Offering the texts online and free of charge helps takes the Founding Fathers' correspondence out of the scholarly realm and move it into the hands of the public, including history teachers and students, said Edward Lengel, editor-in-chief of the Papers of George Washington, at the University of Virginia.

The National Historical Publications and Records Commission, part of the National Archives, will provide up to $2 million for the project.

The archive will give people direct access to primary sources that tell the stories of the men in the context of the times during which they lived and helped shape. Some of the collections also include documents from their childhood and retirement years, giving fuller glimpses into their lives.

Among the Founding Fathers' documents is Washington's letter in April 1777 to Elizabeth Mallam Neil, widow of a captain killed at the Revolutionary War's Battle of Princeton. At the time, Washington was commander in chief of the Continental Army and the Continental Congress hadn't yet enacted any measures to compensate the families of soldiers killed in the line of duty.
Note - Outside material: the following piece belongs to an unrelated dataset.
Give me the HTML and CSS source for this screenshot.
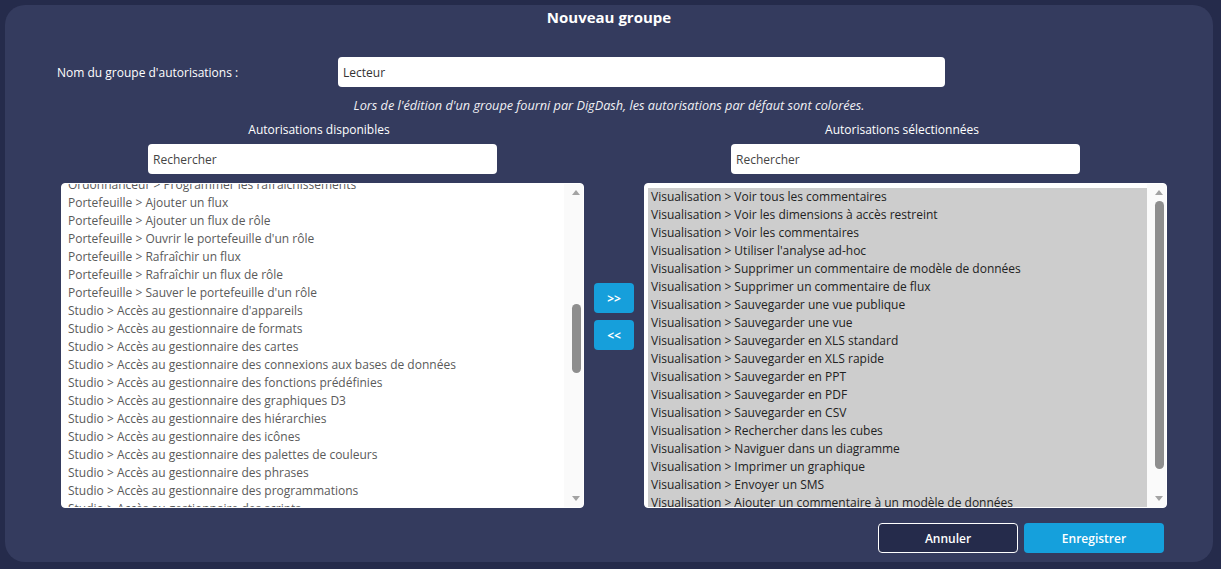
FILE: index.html
```html
<!DOCTYPE html>
<html lang="fr">
<head>
  <meta charset="UTF-8">
  <meta name="viewport" content="width=device-width, initial-scale=1.0">
  <title>Nouveau groupe</title>
  <link rel="stylesheet" href="styles.css">
</head>
<body>
  <div class="dialog">
    <h1 class="dialog-title">Nouveau groupe</h1>

    <div class="name-row">
      <label for="groupName">Nom du groupe d'autorisations :</label>
      <input type="text" id="groupName" class="text-input name-input" value="Lecteur">
    </div>

    <p class="note">Lors de l'édition d'un groupe fourni par DigDash, les autorisations par défaut sont colorées.</p>

    <div class="columns">
      <div class="column">
        <div class="column-title">Autorisations disponibles</div>
        <input type="text" class="text-input search-input" value="Rechercher">
        <div class="listbox">
          <div class="list-items">
            <div class="list-scroll available-scroll">
              <div class="option">Ordonnanceur &gt; Programmer les rafraîchissements</div>
              <div class="option">Portefeuille &gt; Ajouter un flux</div>
              <div class="option">Portefeuille &gt; Ajouter un flux de rôle</div>
              <div class="option">Portefeuille &gt; Ouvrir le portefeuille d'un rôle</div>
              <div class="option">Portefeuille &gt; Rafraîchir un flux</div>
              <div class="option">Portefeuille &gt; Rafraîchir un flux de rôle</div>
              <div class="option">Portefeuille &gt; Sauver le portefeuille d'un rôle</div>
              <div class="option">Studio &gt; Accès au gestionnaire d'appareils</div>
              <div class="option">Studio &gt; Accès au gestionnaire de formats</div>
              <div class="option">Studio &gt; Accès au gestionnaire des cartes</div>
              <div class="option">Studio &gt; Accès au gestionnaire des connexions aux bases de données</div>
              <div class="option">Studio &gt; Accès au gestionnaire des fonctions prédéfinies</div>
              <div class="option">Studio &gt; Accès au gestionnaire des graphiques D3</div>
              <div class="option">Studio &gt; Accès au gestionnaire des hiérarchies</div>
              <div class="option">Studio &gt; Accès au gestionnaire des icônes</div>
              <div class="option">Studio &gt; Accès au gestionnaire des palettes de couleurs</div>
              <div class="option">Studio &gt; Accès au gestionnaire des phrases</div>
              <div class="option">Studio &gt; Accès au gestionnaire des programmations</div>
              <div class="option">Studio &gt; Accès au gestionnaire des scripts</div>
              <div class="option">Studio &gt; Accès au gestionnaire des styles</div>
            </div>
          </div>
          <div class="scrollbar">
            <div class="scroll-arrow"><span class="arrow-up"></span></div>
            <div class="scroll-track"><div class="scroll-thumb thumb-available"></div></div>
            <div class="scroll-arrow"><span class="arrow-down"></span></div>
          </div>
        </div>
      </div>

      <div class="move-buttons">
        <button class="move-btn">&gt;&gt;</button>
        <button class="move-btn">&lt;&lt;</button>
      </div>

      <div class="column">
        <div class="column-title">Autorisations sélectionnées</div>
        <input type="text" class="text-input search-input" value="Rechercher">
        <div class="listbox">
          <div class="list-items selected">
            <div class="list-scroll">
              <div class="option">Visualisation &gt; Voir tous les commentaires</div>
              <div class="option">Visualisation &gt; Voir les dimensions à accès restreint</div>
              <div class="option">Visualisation &gt; Voir les commentaires</div>
              <div class="option">Visualisation &gt; Utiliser l'analyse ad-hoc</div>
              <div class="option">Visualisation &gt; Supprimer un commentaire de modèle de données</div>
              <div class="option">Visualisation &gt; Supprimer un commentaire de flux</div>
              <div class="option">Visualisation &gt; Sauvegarder une vue publique</div>
              <div class="option">Visualisation &gt; Sauvegarder une vue</div>
              <div class="option">Visualisation &gt; Sauvegarder en XLS standard</div>
              <div class="option">Visualisation &gt; Sauvegarder en XLS rapide</div>
              <div class="option">Visualisation &gt; Sauvegarder en PPT</div>
              <div class="option">Visualisation &gt; Sauvegarder en PDF</div>
              <div class="option">Visualisation &gt; Sauvegarder en CSV</div>
              <div class="option">Visualisation &gt; Rechercher dans les cubes</div>
              <div class="option">Visualisation &gt; Naviguer dans un diagramme</div>
              <div class="option">Visualisation &gt; Imprimer un graphique</div>
              <div class="option">Visualisation &gt; Envoyer un SMS</div>
              <div class="option">Visualisation &gt; Ajouter un commentaire à un modèle de données</div>
              <div class="option">Visualisation &gt; Accéder aux explorations</div>
            </div>
          </div>
          <div class="scrollbar">
            <div class="scroll-arrow"><span class="arrow-up"></span></div>
            <div class="scroll-track"><div class="scroll-thumb thumb-selected"></div></div>
            <div class="scroll-arrow"><span class="arrow-down"></span></div>
          </div>
        </div>
      </div>
    </div>

    <div class="footer">
      <button class="btn btn-cancel">Annuler</button>
      <button class="btn btn-save">Enregistrer</button>
    </div>
  </div>
</body>
</html>
```

FILE: styles.css
```css
* {
  box-sizing: border-box;
}
body {
  margin: 0;
  background-color: #252b4b;
  font-family: "Open Sans", Arial, sans-serif;
  font-size: 12px;
  color: #fff;
}
.dialog {
  width: 1208px;
  height: 557px;
  margin: 5px 0 0 5px;
  background-color: #343b5e;
  border-radius: 20px;
  display: flex;
  flex-direction: column;
}
.dialog-title {
  margin: 0;
  font-size: 15px;
  line-height: 24px;
  font-weight: 700;
  text-align: center;
}
.name-row {
  display: flex;
  align-items: center;
  margin-top: 28px;
  padding-left: 52px;
}
.name-row label {
  width: 281px;
}
.text-input {
  height: 30px;
  border: none;
  border-radius: 4px;
  background-color: #fff;
  padding: 0 5px;
  font-family: inherit;
  font-size: 12px;
  color: #333;
  outline: none;
}
.name-input {
  width: 607px;
}
.note {
  margin: 9px 0 0;
  text-align: center;
  font-size: 12.7px;
  font-style: italic;
  line-height: 18px;
  color: #f0f0f4;
}
.columns {
  display: flex;
  margin-top: 7px;
  padding-left: 56px;
}
.column {
  width: 523px;
  display: flex;
  flex-direction: column;
  align-items: center;
}
.column-title {
  line-height: 18px;
  padding-right: 7px;
}
.search-input {
  width: 349px;
  margin-top: 5px;
  color: #444;
}
.listbox {
  align-self: stretch;
  height: 325px;
  margin-top: 9px;
  background-color: #fff;
  border: 1px solid #fff;
  border-radius: 4px;
  display: flex;
  overflow: hidden;
}
.list-items {
  flex: 1;
  overflow: hidden;
  padding: 4px 0 0 3px;
}
.available-scroll {
  margin-top: -12px;
}
.option {
  height: 18px;
  line-height: 18px;
  padding-left: 3px;
  white-space: nowrap;
  color: #5a5a5a;
}
.selected .option {
  background-color: #cdcdcd;
  color: #222;
}
.scrollbar {
  width: 19px;
  display: flex;
  flex-direction: column;
  background-color: #fafafa;
}
.scroll-arrow {
  height: 17px;
  display: flex;
  align-items: center;
  padding-left: 8px;
}
.arrow-up, .arrow-down {
  width: 0;
  height: 0;
  border-left: 4px solid transparent;
  border-right: 4px solid transparent;
}
.arrow-up {
  border-bottom: 5px solid #a3a3a3;
}
.arrow-down {
  border-top: 5px solid #a3a3a3;
}
.scroll-track {
  flex: 1;
}
.scroll-thumb {
  width: 9px;
  margin-left: 8px;
  border-radius: 5px;
  background-color: #8e8e8e;
}
.thumb-available {
  margin-top: 103px;
  height: 69px;
}
.thumb-selected {
  height: 268px;
}
.move-buttons {
  width: 60px;
  display: flex;
  flex-direction: column;
  align-items: center;
  gap: 7px;
  padding-top: 162px;
}
.move-btn {
  width: 40px;
  height: 30px;
  border: none;
  border-radius: 4px;
  background-color: #169fdb;
  color: #fff;
  font-family: inherit;
  font-size: 12px;
  font-weight: 700;
  cursor: pointer;
}
.footer {
  display: flex;
  justify-content: flex-end;
  gap: 6px;
  margin-top: 15px;
  padding-right: 49px;
}
.btn {
  width: 140px;
  height: 30px;
  border-radius: 4px;
  font-family: inherit;
  font-size: 12px;
  font-weight: 600;
  color: #fff;
  cursor: pointer;
}
.btn-cancel {
  background-color: #252b4b;
  border: 1px solid #fff;
}
.btn-save {
  background-color: #15a0dc;
  border: none;
}
```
Washington closes his letter: "In the meantime, as I sincerely feel for your distress, I beg your acceptance of the Inclosd as a small testimony of my inclination to serve you upon any future occasion." His final notation: "Fifty Dollars sent."

"But he was not just a hero who strutted about performing great deeds," Lengel said of Washington. "He was a human who had his foibles, and could be jealous, angry and even crude at times. But he was a man who, despite all his flaws, walked the road to greatness."

The papers also serve as a reflection of American society at the time, Lengel said.

"You had thousands of people from all walks of life -- slaves, workmen, pioneers and politicians -- showing up" in documented interactions with the first president.

James Madison is primarily known as a principal architect of the Constitution's Bill of Rights. But records and correspondence from his service as Jefferson's secretary of state, and later as the nation's fourth president, will offer the public a more thorough picture of his accomplishments, said J.C.A. Stagg, editor-in-chief of the Papers of James Madison.

"He did a lot of significant things after he finished the Bill of Rights," Stagg said. "It was not downhill after that. The picture enshrined in the popular imagination is very misleading."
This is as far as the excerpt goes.